## [WORK TO DO]
Reproduce all the material exactly, minus any pictures it holds.

## [INFORMATION SUPPLIED]
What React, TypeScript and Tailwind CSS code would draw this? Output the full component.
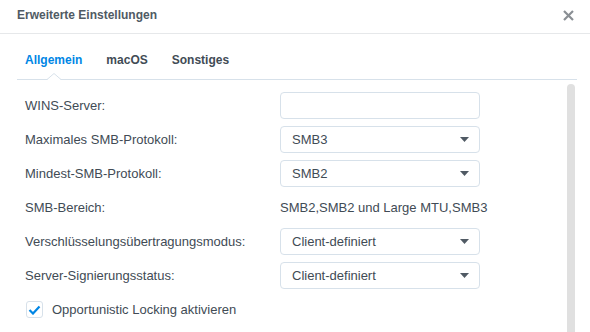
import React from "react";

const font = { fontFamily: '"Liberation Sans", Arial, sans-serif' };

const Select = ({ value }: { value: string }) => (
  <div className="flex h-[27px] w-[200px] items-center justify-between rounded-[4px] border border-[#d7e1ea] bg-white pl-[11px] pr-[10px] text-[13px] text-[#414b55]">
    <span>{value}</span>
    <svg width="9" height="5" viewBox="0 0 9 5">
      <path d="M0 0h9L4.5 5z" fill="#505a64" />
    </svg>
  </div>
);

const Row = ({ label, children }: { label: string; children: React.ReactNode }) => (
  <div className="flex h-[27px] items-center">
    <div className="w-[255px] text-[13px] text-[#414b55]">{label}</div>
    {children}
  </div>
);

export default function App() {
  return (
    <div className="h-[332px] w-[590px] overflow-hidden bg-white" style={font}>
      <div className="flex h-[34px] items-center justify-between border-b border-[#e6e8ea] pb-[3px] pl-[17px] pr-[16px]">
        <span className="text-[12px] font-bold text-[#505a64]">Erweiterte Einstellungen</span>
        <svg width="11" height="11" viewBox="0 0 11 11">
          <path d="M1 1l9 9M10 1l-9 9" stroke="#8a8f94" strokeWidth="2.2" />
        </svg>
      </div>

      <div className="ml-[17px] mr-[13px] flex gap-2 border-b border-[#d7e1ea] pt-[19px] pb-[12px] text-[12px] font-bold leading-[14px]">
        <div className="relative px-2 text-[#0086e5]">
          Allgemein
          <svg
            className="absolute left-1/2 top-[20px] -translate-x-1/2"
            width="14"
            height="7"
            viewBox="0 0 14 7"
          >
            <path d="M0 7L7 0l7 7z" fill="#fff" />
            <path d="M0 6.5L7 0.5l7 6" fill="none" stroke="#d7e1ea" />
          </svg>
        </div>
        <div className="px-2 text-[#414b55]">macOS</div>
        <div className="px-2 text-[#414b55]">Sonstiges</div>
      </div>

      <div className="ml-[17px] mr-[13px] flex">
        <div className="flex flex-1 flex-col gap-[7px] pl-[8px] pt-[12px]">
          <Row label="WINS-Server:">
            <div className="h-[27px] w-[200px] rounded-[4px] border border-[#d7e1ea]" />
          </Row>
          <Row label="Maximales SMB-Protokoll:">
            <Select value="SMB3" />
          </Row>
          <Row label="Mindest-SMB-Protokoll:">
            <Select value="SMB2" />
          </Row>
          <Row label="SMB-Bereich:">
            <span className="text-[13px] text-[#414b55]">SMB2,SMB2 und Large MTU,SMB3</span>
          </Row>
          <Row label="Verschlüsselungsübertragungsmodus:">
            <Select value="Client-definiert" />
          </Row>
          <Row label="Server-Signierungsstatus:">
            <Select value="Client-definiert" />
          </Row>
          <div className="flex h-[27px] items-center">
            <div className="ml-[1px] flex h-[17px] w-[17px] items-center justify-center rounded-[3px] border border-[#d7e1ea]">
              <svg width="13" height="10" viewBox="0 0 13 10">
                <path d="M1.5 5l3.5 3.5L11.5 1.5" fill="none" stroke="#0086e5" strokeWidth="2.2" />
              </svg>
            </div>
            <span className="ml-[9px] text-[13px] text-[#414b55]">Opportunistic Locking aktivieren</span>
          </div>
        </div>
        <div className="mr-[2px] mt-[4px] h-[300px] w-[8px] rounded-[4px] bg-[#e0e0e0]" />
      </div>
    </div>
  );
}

## [FINISHED TASK]
What React, TypeScript and Tailwind CSS code would draw this? Output the full component.
import React from "react";

const font = { fontFamily: '"Liberation Sans", Arial, sans-serif' };

const Select = ({ value }: { value: string }) => (
  <div className="flex h-[27px] w-[200px] items-center justify-between rounded-[4px] border border-[#d7e1ea] bg-white pl-[11px] pr-[10px] text-[13px] text-[#414b55]">
    <span>{value}</span>
    <svg width="9" height="5" viewBox="0 0 9 5">
      <path d="M0 0h9L4.5 5z" fill="#505a64" />
    </svg>
  </div>
);

const Row = ({ label, children }: { label: string; children: React.ReactNode }) => (
  <div className="flex h-[27px] items-center">
    <div className="w-[255px] text-[13px] text-[#414b55]">{label}</div>
    {children}
  </div>
);

export default function App() {
  return (
    <div className="h-[332px] w-[590px] overflow-hidden bg-white" style={font}>
      <div className="flex h-[34px] items-center justify-between border-b border-[#e6e8ea] pb-[3px] pl-[17px] pr-[16px]">
        <span className="text-[12px] font-bold text-[#505a64]">Erweiterte Einstellungen</span>
        <svg width="11" height="11" viewBox="0 0 11 11">
          <path d="M1 1l9 9M10 1l-9 9" stroke="#8a8f94" strokeWidth="2.2" />
        </svg>
      </div>

      <div className="ml-[17px] mr-[13px] flex gap-2 border-b border-[#d7e1ea] pt-[19px] pb-[12px] text-[12px] font-bold leading-[14px]">
        <div className="relative px-2 text-[#0086e5]">
          Allgemein
          <svg
            className="absolute left-1/2 top-[20px] -translate-x-1/2"
            width="14"
            height="7"
            viewBox="0 0 14 7"
          >
            <path d="M0 7L7 0l7 7z" fill="#fff" />
            <path d="M0 6.5L7 0.5l7 6" fill="none" stroke="#d7e1ea" />
          </svg>
        </div>
        <div className="px-2 text-[#414b55]">macOS</div>
        <div className="px-2 text-[#414b55]">Sonstiges</div>
      </div>

      <div className="ml-[17px] mr-[13px] flex">
        <div className="flex flex-1 flex-col gap-[7px] pl-[8px] pt-[12px]">
          <Row label="WINS-Server:">
            <div className="h-[27px] w-[200px] rounded-[4px] border border-[#d7e1ea]" />
          </Row>
          <Row label="Maximales SMB-Protokoll:">
            <Select value="SMB3" />
          </Row>
          <Row label="Mindest-SMB-Protokoll:">
            <Select value="SMB2" />
          </Row>
          <Row label="SMB-Bereich:">
            <span className="text-[13px] text-[#414b55]">SMB2,SMB2 und Large MTU,SMB3</span>
          </Row>
          <Row label="Verschlüsselungsübertragungsmodus:">
            <Select value="Client-definiert" />
          </Row>
          <Row label="Server-Signierungsstatus:">
            <Select value="Client-definiert" />
          </Row>
          <div className="flex h-[27px] items-center">
            <div className="ml-[1px] flex h-[17px] w-[17px] items-center justify-center rounded-[3px] border border-[#d7e1ea]">
              <svg width="13" height="10" viewBox="0 0 13 10">
                <path d="M1.5 5l3.5 3.5L11.5 1.5" fill="none" stroke="#0086e5" strokeWidth="2.2" />
              </svg>
            </div>
            <span className="ml-[9px] text-[13px] text-[#414b55]">Opportunistic Locking aktivieren</span>
          </div>
        </div>
        <div className="mr-[2px] mt-[4px] h-[300px] w-[8px] rounded-[4px] bg-[#e0e0e0]" />
      </div>
    </div>
  );
}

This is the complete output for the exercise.